Ilhan Omar, who has survived more conspiracy theories, misquotes, and wildly inaccurate accusations than most public figures face in a lifetime, responded with a calmness that suggested this was merely Tuesday for her.
She reportedly said, “Imagine being the richest man in the world and spending your time fantasizing about deporting a congresswoman who passed her citizenship test fair and square. Touch some grass, Elon.” The phrase instantly became a rallying cry across social media, generating memes of Musk standing confused in a field while holding a shovel he doesn’t know how to use.
Omar’s supporters laughed; her critics scolded; and Musk’s fans insisted that she was “missing his point entirely,” even though no one was very sure what his point was in the first place.
Washington reacted with its usual blend of performative outrage and legislative confusion. Some lawmakers demanded hearings, others demanded statements, and a handful simply demanded donation links go out to their email lists.
One senator admitted privately that he did not understand why Elon Musk was still weighing in on politics when he had rockets to test, tunnels to dig, artificial intelligence to manage, and electric vehicles that—according to half the internet—may or may not have working door handles.
Meanwhile, Musk-aligned politicians leapt to his defense with impressive creativity, insisting his statement was symbolic, philosophical, or an “AI-age metaphor about national integrity.” Even they didn’t sound entirely convinced, but they pushed ahead anyway.

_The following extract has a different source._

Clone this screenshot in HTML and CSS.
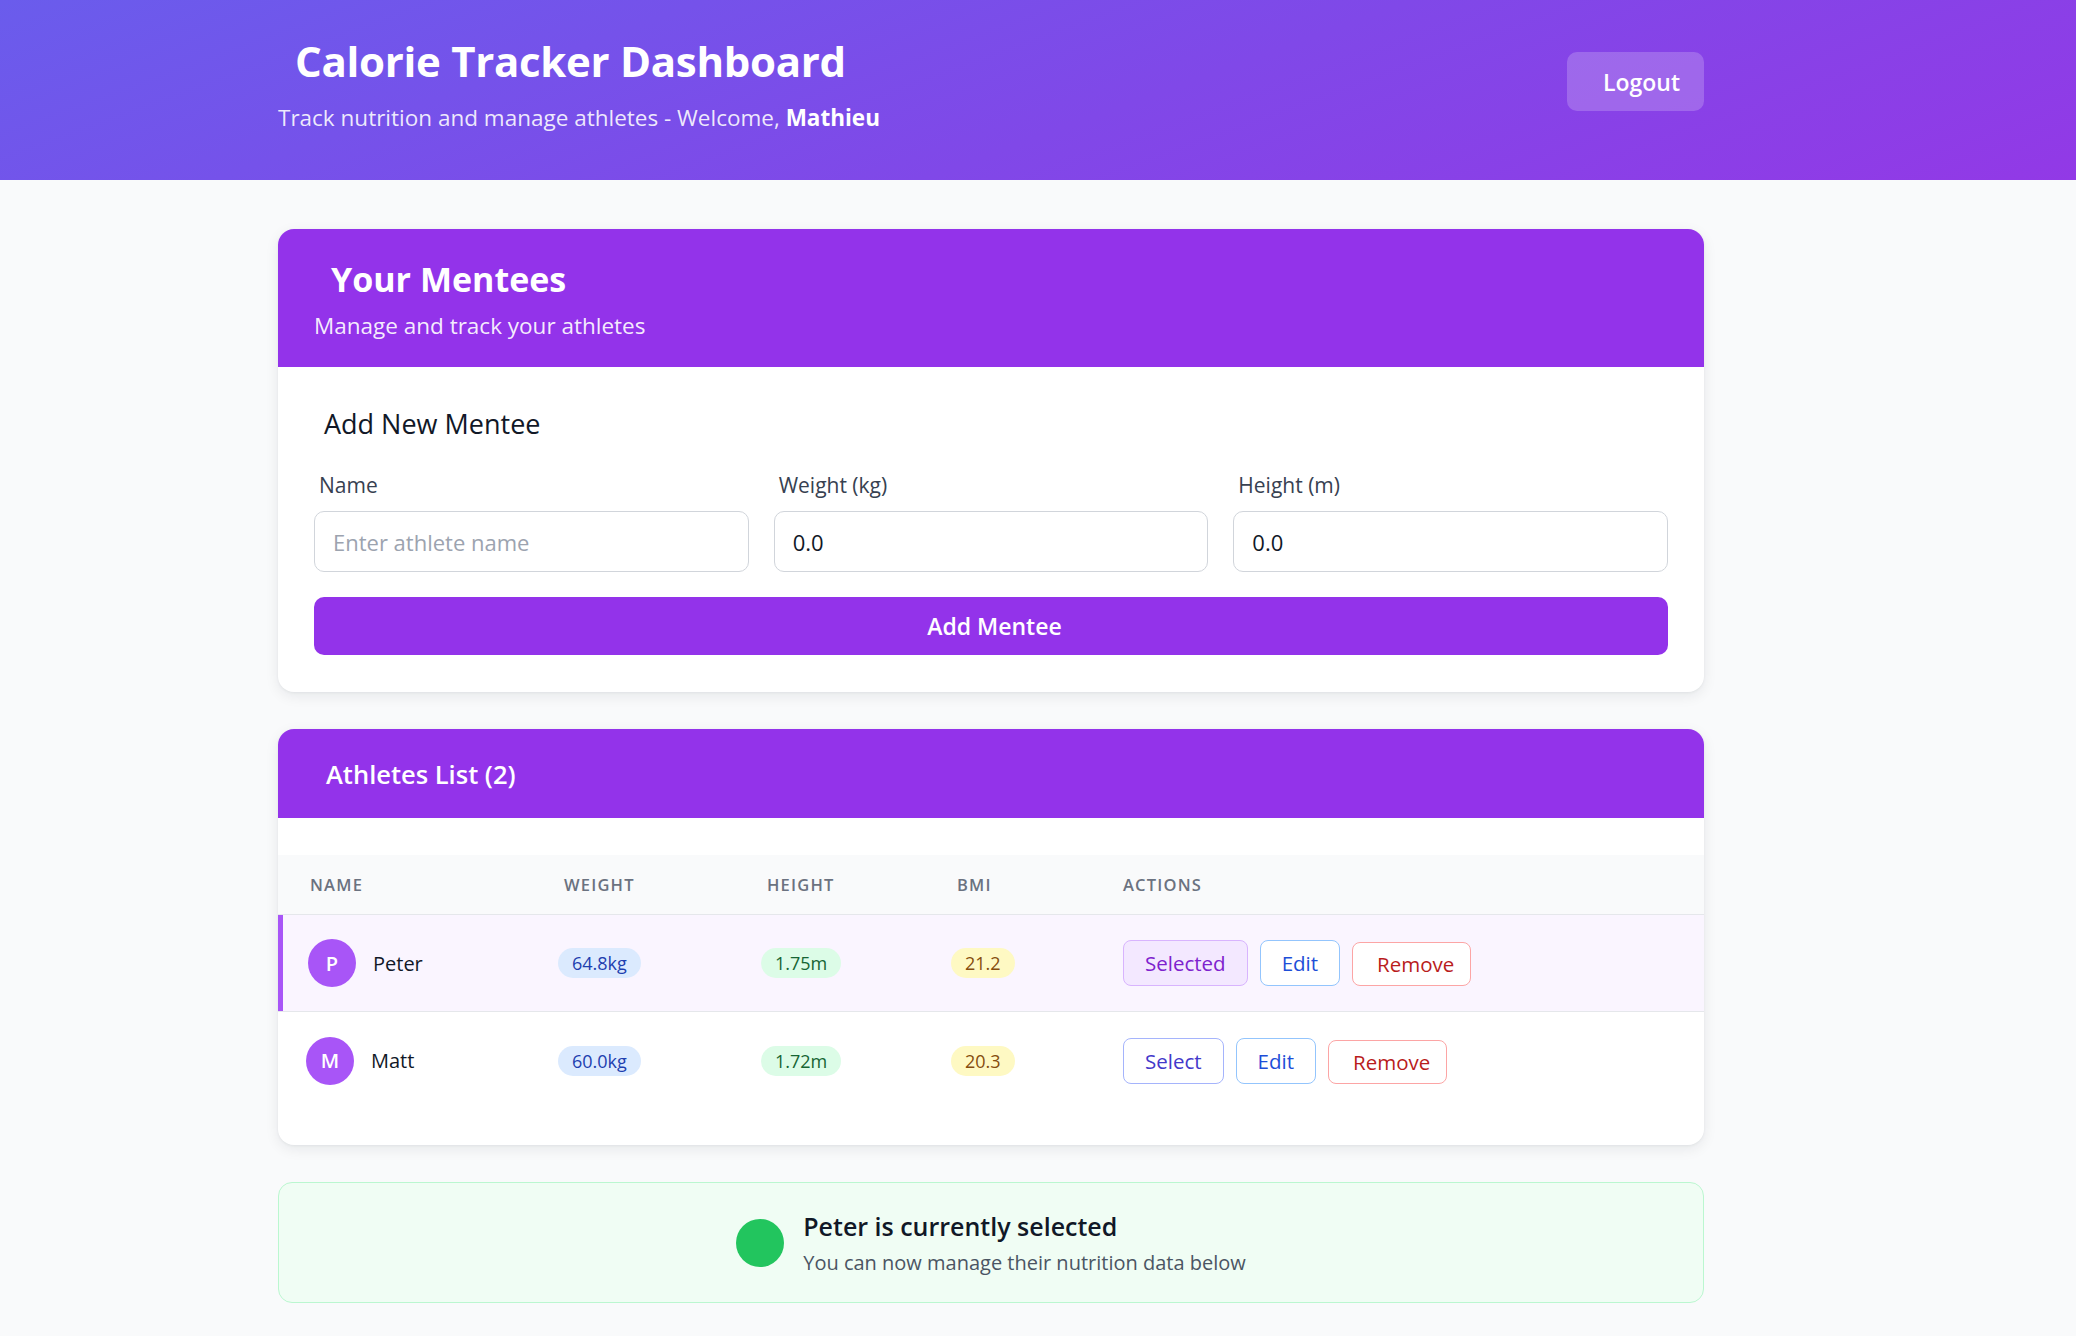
FILE: index.html
```html
<!DOCTYPE html>
<html lang="en">
<head>
<meta charset="utf-8">
<title>Calorie Tracker Dashboard</title>
<link rel="stylesheet" href="styles.css">
</head>
<body>
<header class="topbar">
  <div class="wrap topbar-inner">
    <div class="brand">
      <h1 class="brand-title">Calorie Tracker Dashboard</h1>
      <p class="brand-sub">Track nutrition and manage athletes - Welcome, <strong>Mathieu</strong></p>
    </div>
    <button class="logout">Logout</button>
  </div>
</header>

<main class="wrap main">
  <section class="card">
    <div class="card-head tall">
      <h2 class="card-title">Your Mentees</h2>
      <p class="card-sub">Manage and track your athletes</p>
    </div>
    <div class="card-body">
      <h3 class="form-title">Add New Mentee</h3>
      <div class="form-grid">
        <label class="field">
          <span class="field-label">Name</span>
          <input class="field-input" type="text" placeholder="Enter athlete name">
        </label>
        <label class="field">
          <span class="field-label">Weight (kg)</span>
          <input class="field-input" type="text" value="0.0">
        </label>
        <label class="field">
          <span class="field-label">Height (m)</span>
          <input class="field-input" type="text" value="0.0">
        </label>
      </div>
      <button class="primary-btn">Add Mentee</button>
    </div>
  </section>

  <section class="card">
    <div class="card-head short">
      <h2 class="list-title">Athletes List (2)</h2>
    </div>
    <div class="table">
      <div class="trow thead">
        <div class="th th-name">Name</div>
        <div class="th">Weight</div>
        <div class="th">Height</div>
        <div class="th">BMI</div>
        <div class="th">Actions</div>
      </div>
      <div class="trow tbody selected">
        <div class="td td-name">
          <span class="avatar">P</span>
          <span class="athlete">Peter</span>
        </div>
        <div class="td"><span class="pill blue">64.8kg</span></div>
        <div class="td"><span class="pill green">1.75m</span></div>
        <div class="td"><span class="pill yellow">21.2</span></div>
        <div class="td actions">
          <button class="act act-selected">Selected</button>
          <button class="act act-edit">Edit</button>
          <button class="act act-remove">Remove</button>
        </div>
      </div>
      <div class="trow tbody">
        <div class="td td-name">
          <span class="avatar">M</span>
          <span class="athlete">Matt</span>
        </div>
        <div class="td"><span class="pill blue">60.0kg</span></div>
        <div class="td"><span class="pill green">1.72m</span></div>
        <div class="td"><span class="pill yellow">20.3</span></div>
        <div class="td actions">
          <button class="act act-select">Select</button>
          <button class="act act-edit">Edit</button>
          <button class="act act-remove">Remove</button>
        </div>
      </div>
    </div>
  </section>

  <section class="status">
    <span class="status-dot"></span>
    <div class="status-text">
      <div class="status-title">Peter is currently selected</div>
      <div class="status-sub">You can now manage their nutrition data below</div>
    </div>
  </section>
</main>
</body>
</html>
```

FILE: styles.css
```css
* { box-sizing: border-box; }

body {
  margin: 0;
  background: #f9fafb;
  font-family: "Open Sans", "Noto Sans", sans-serif;
  color: #111827;
}

h1, h2, h3, p { margin: 0; }

button { font-family: inherit; cursor: pointer; }

.wrap {
  width: 1426px;
  margin-left: 278px;
}

/* Header */
.topbar {
  height: 180px;
  background: linear-gradient(160deg, #6a5cec 0%, #8048e8 55%, #9239e6 100%);
  color: #fff;
}

.topbar-inner {
  display: flex;
  justify-content: space-between;
  align-items: flex-start;
  padding-top: 34px;
}

.brand-title {
  font-size: 42px;
  line-height: 54px;
  font-weight: 700;
  padding-left: 17px;
  letter-spacing: -0.3px;
}

.brand-sub {
  margin-top: 15px;
  font-size: 22.5px;
  line-height: 30px;
  color: rgba(255, 255, 255, 0.88);
}

.brand-sub strong { font-weight: 700; color: #fff; }

.logout {
  margin-top: 18px;
  height: 59px;
  width: 137px;
  padding: 0 22px 0 34px;
  border: none;
  border-radius: 10px;
  background: rgba(255, 255, 255, 0.2);
  color: #fff;
  font-size: 23px;
  font-weight: 600;
}

/* Main */
.main {
  padding-top: 49px;
  padding-bottom: 40px;
  display: flex;
  flex-direction: column;
  gap: 37px;
}

.card {
  background: #fff;
  border-radius: 16px;
  overflow: hidden;
  box-shadow: 0 4px 14px rgba(17, 24, 39, 0.08), 0 1px 3px rgba(17, 24, 39, 0.05);
}

.card-head {
  background: #9333ea;
  color: #fff;
  padding: 0 36px;
}

.card-head.tall {
  height: 138px;
  padding-top: 27px;
}

.card-title {
  font-size: 34px;
  line-height: 46px;
  font-weight: 700;
  padding-left: 17px;
}

.card-sub {
  margin-top: 9px;
  font-size: 22.5px;
  line-height: 30px;
  color: rgba(255, 255, 255, 0.92);
}

.card-head.short {
  height: 89px;
  display: flex;
  align-items: center;
  padding-left: 48px;
}

.list-title {
  font-size: 25.5px;
  font-weight: 600;
}

.card-body {
  padding: 40px 36px 37px;
}

.form-title {
  font-size: 27px;
  line-height: 34px;
  font-weight: 500;
  padding-left: 10px;
  color: #111827;
}

.form-grid {
  margin-top: 30px;
  display: grid;
  grid-template-columns: repeat(3, 1fr);
  gap: 25px;
}

.field {
  display: flex;
  flex-direction: column;
  gap: 12px;
}

.field-label {
  font-size: 21px;
  line-height: 28px;
  font-weight: 500;
  color: #374151;
  padding-left: 5px;
}

.field-input {
  height: 61px;
  border: 1px solid #d1d5db;
  border-radius: 10px;
  padding: 0 18px;
  font-family: inherit;
  font-size: 22px;
  color: #111827;
  background: #fff;
  outline: none;
}

.field-input::placeholder { color: #9ca3af; }

.primary-btn {
  margin-top: 25px;
  width: 100%;
  height: 58px;
  padding-left: 13px;
  border: none;
  border-radius: 10px;
  background: #9333ea;
  color: #fff;
  font-size: 23px;
  font-weight: 600;
}

/* Table */
.table {
  margin-top: 37px;
  padding-bottom: 36px;
}

.trow {
  display: grid;
  grid-template-columns: 258px 203px 190px 166px 1fr;
  align-items: center;
}

.thead {
  height: 60px;
  background: #f9fafb;
  border-bottom: 1px solid #e5e7eb;
}

.th {
  padding-left: 28px;
  font-size: 16.5px;
  font-weight: 600;
  letter-spacing: 1.2px;
  text-transform: uppercase;
  color: #6b7280;
}

.th-name { padding-left: 32px; }

.tbody {
  height: 97px;
  border-bottom: 1px solid #e5e7eb;
}

.tbody:last-child { border-bottom: none; }

.tbody.selected {
  background: #faf5ff;
  box-shadow: inset 5px 0 0 #a855f7;
}

.td {
  padding-left: 22px;
  display: flex;
  align-items: center;
}

.td-name {
  padding-left: 28px;
  gap: 17px;
}

.selected .td-name { padding-left: 30px; }

.avatar {
  width: 48px;
  height: 48px;
  border-radius: 50%;
  background: #a855f7;
  color: #fff;
  display: flex;
  align-items: center;
  justify-content: center;
  font-size: 20px;
  font-weight: 600;
}

.athlete {
  font-size: 20px;
  font-weight: 500;
  color: #111827;
}

.pill {
  height: 30px;
  padding: 0 14px;
  border-radius: 15px;
  display: inline-flex;
  align-items: center;
  font-size: 18px;
  font-weight: 500;
}

.pill.blue { background: #dbeafe; color: #1e40af; }
.pill.green { background: #dcfce7; color: #166534; }
.pill.yellow { background: #fef9c3; color: #854d0e; }

.actions {
  padding-left: 28px;
  gap: 12px;
}

.act {
  height: 46px;
  padding: 0 21px;
  border-radius: 8px;
  border: 1px solid;
  background: #fff;
  font-size: 20.5px;
  font-weight: 400;
}

.act-selected { background: #f3e8ff; border-color: #d8b4fe; color: #7e22ce; }
.act-select { border-color: #a5b4fc; color: #4338ca; }
.act-edit { border-color: #93c5fd; color: #1d4ed8; }
.act-remove {
  border-color: #fca5a5;
  color: #b91c1c;
  padding: 0 16px 0 24px;
  height: 44px;
  margin-top: 2px;
}

/* Status */
.status {
  height: 121px;
  background: #f0fdf4;
  border: 1px solid #bbf7d0;
  border-radius: 14px;
  display: flex;
  align-items: center;
  justify-content: center;
  gap: 19px;
}

.status-dot {
  width: 48px;
  height: 48px;
  border-radius: 50%;
  background: #22c55e;
}

.status-title {
  font-size: 25px;
  line-height: 32px;
  font-weight: 600;
  color: #111827;
}

.status-sub {
  margin-top: 8px;
  font-size: 20px;
  line-height: 26px;
  color: #4b5563;
}
```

Musk, unsurprisingly, did not walk anything back. During an hours-long X Spaces livestream that drifted between political philosophy, colonizing moons of Jupiter, and whether electric planes will ever be practical, he tried to clarify.

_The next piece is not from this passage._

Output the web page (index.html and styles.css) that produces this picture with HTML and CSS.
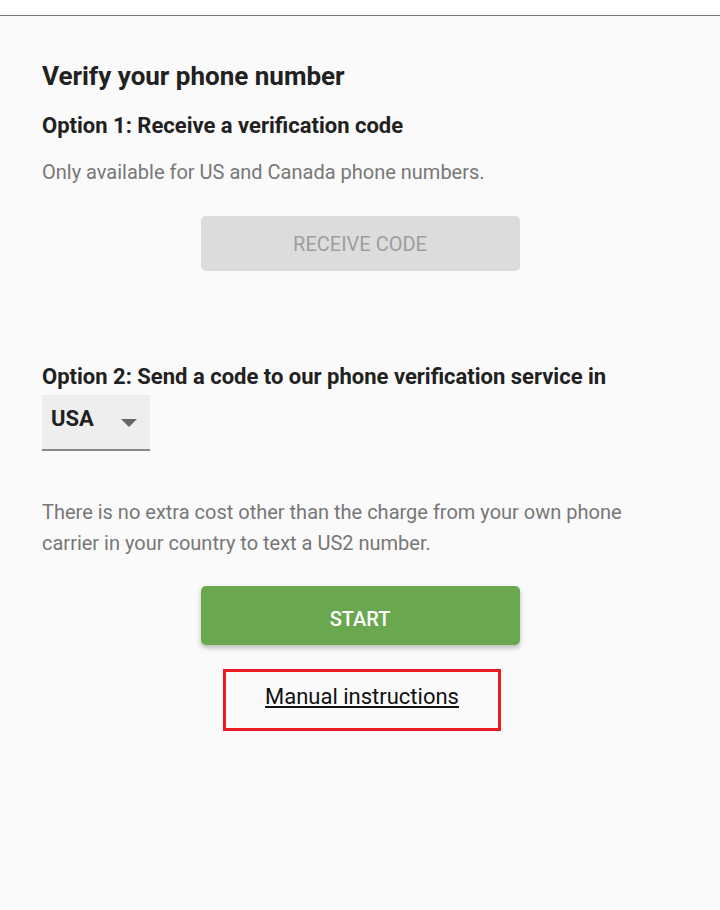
FILE: index.html
```html
<!doctype html>
<html>
<head>
<meta charset='UTF-8'>
<meta name='viewport' content='width=device-width, initial-scale=1'>
<title>Verify your phone number</title>
<link rel="stylesheet" href="styles.css">
</head>
<body>
<div class='top-bar'></div>
<div class='page'>
<h1>Verify your phone number</h1>
<h2>Option 1: Receive a verification code</h2>
<p class='note'>Only available for US and Canada phone numbers.</p>
<div class='button-row'><button class='action disabled' disabled>Receive code</button></div>

<h2 class='option-two'>Option 2: Send a code to our phone verification service in</h2>
<div class='country-select'><span class='country'>USA</span><span class='arrow'></span></div>

<p class='note cost'>There is no extra cost other than the charge from your own phone carrier in your country to text a US2 number.</p>
<div class='button-row'><button class='action start'>Start</button></div>
<div class='button-row'><div class='manual-box'><a href='#' class='manual'>Manual instructions</a></div></div>
</div>
</body>
</html>
```
FILE: styles.css
```css
html, body
{
margin: 0;
height: 100%;
}

body
{
font-family: Roboto, "Noto Sans", sans-serif;
background-color: #fafafa;
color: #212121;
}

.top-bar
{
height: 15px;
background-color: #fff;
border-bottom: 1px solid #777;
}

.page
{
padding: 44px 42px 0 42px;
}

h1
{
font-size: 26px;
font-weight: 700;
margin: 0;
line-height: 32px;
}

h2
{
font-size: 22px;
font-weight: 700;
margin: 20px 0 0 0;
line-height: 28px;
}

.note
{
font-size: 20px;
color: #777;
line-height: 31px;
margin: 17px 0 0 0;
}

.button-row
{
display: flex;
justify-content: center;
}

button.action
{
font-family: inherit;
font-size: 20px;
text-transform: uppercase;
width: 319px;
border: none;
border-radius: 5px;
}

button.disabled
{
height: 55px;
margin-top: 28px;
background-color: #dcdcdc;
color: #9e9e9e;
}

.option-two
{
margin-top: 92px;
}

.country-select
{
display: flex;
align-items: center;
justify-content: space-between;
width: 108px;
height: 56px;
margin-top: 4px;
box-sizing: border-box;
padding: 0 13px 8px 9px;
background-color: #eee;
border-bottom: 2px solid #888;
}

.country
{
font-size: 22px;
font-weight: 700;
}

.arrow
{
margin-top: 10px;
border-left: 8px solid transparent;
border-right: 8px solid transparent;
border-top: 8px solid #666;
}

.cost
{
margin-top: 46px;
}

button.start
{
height: 59px;
margin-top: 27px;
padding-top: 8px;
background-color: #6aa84f;
color: #fff;
font-weight: 500;
box-shadow: 0 3px 5px rgba(0,0,0,0.25);
}

.manual-box
{
margin-top: 24px;
margin-left: 4px;
width: 278px;
height: 62px;
box-sizing: border-box;
padding-bottom: 8px;
border: 3px solid #ed1c24;
display: flex;
align-items: center;
justify-content: center;
}

.manual
{
font-size: 22px;
color: #111;
text-decoration: underline;
}
```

He claimed he wasn’t calling for literal deportation but instead for “higher standards for leadership” and “a national conversation about patriotism.” His explanation wandered, looped, and occasionally contradicted itself, but his fans praised it as visionary while his critics called it incoherent. At one point, he shifted so far off topic that listeners could no longer tell where politics ended and where a pitch for a new Tesla prototype began.
Reactions from the public were predictably polarized. Musk loyalists hailed him as a fearless disruptor who dared to say what others wouldn’t. Omar’s supporters condemned the proposal as dangerous, xenophobic, and eerily reminiscent of authoritarian strategies used to silence political opponents.

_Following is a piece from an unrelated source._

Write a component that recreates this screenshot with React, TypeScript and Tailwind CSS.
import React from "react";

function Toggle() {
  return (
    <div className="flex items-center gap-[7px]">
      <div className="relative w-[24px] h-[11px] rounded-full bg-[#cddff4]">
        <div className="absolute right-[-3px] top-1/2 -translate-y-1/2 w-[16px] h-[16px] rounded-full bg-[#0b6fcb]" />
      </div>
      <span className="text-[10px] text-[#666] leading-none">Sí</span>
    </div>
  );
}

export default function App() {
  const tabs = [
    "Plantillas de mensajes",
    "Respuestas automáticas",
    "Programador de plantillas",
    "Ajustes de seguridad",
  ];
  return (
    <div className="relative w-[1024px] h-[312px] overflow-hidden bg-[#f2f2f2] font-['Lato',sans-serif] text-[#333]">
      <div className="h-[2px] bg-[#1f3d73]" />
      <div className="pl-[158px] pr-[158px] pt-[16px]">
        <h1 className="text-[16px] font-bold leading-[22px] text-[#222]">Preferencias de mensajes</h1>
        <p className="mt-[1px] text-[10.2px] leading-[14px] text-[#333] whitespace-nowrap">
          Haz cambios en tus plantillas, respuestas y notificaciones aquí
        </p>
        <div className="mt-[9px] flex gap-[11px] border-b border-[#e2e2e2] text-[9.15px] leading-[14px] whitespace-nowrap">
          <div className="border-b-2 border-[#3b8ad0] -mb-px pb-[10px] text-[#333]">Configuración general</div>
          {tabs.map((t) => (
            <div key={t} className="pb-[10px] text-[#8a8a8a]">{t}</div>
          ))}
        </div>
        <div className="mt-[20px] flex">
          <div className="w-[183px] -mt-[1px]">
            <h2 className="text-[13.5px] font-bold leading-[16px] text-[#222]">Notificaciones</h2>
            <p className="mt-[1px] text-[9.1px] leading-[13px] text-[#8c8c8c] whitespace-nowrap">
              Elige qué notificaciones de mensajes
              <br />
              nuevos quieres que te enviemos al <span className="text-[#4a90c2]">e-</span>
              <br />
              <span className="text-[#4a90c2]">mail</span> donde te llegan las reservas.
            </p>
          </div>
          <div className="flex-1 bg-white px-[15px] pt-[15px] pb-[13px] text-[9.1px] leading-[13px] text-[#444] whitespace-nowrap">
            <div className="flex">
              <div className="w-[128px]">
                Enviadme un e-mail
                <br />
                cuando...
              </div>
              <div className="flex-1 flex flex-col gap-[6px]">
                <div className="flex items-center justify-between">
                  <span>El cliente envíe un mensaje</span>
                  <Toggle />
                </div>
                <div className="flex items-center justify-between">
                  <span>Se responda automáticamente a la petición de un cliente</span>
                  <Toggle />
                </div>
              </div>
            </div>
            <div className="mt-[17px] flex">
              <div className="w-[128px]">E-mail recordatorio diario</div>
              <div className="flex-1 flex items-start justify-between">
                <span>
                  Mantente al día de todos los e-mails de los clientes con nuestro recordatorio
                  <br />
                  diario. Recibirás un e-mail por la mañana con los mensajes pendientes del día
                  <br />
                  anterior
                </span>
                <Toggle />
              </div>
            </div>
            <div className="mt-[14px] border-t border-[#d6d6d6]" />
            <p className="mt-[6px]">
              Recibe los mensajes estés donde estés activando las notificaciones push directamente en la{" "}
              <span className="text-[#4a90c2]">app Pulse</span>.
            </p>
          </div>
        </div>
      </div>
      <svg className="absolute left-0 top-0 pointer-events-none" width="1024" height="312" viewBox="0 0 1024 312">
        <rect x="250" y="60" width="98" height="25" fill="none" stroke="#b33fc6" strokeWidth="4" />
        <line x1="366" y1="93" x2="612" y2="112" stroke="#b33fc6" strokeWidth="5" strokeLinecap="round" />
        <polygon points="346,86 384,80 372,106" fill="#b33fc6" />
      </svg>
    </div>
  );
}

Most ordinary Americans, however, simply felt exhausted, wondering aloud why two of the loudest figures in modern politics couldn’t just mute each other and get on with their lives. For Somali-American communities, the statement struck a particularly raw nerve. Even treated hyperbole, the idea of stripping a naturalized American of their citizenship because a billionaire dislikes their politics echoed a disturbing global history of weaponizing nationality.
As analysts weighed in, the commentary grew increasingly weary. Some blamed the fraying political culture, others blamed the magnetism of outrage-driven algorithms, and a few blamed Musk personally, arguing that no man with access to billions of dollars and several rocket launchpads should be allowed that much internet freedom.
A political scientist remarked that America had reached an era where people no longer debate infrastructure or tax codes but instead argue over whether billionaires can deport elected officials. No one was sure whether this represented decline or simply the strange new terrain of a hyper-connected democracy.
Despite the uproar, both Musk and Omar carried on with their respective missions. Musk continued posting memes, defending absolutist free speech, and dropping cryptic comments about “fixing America from first principles.”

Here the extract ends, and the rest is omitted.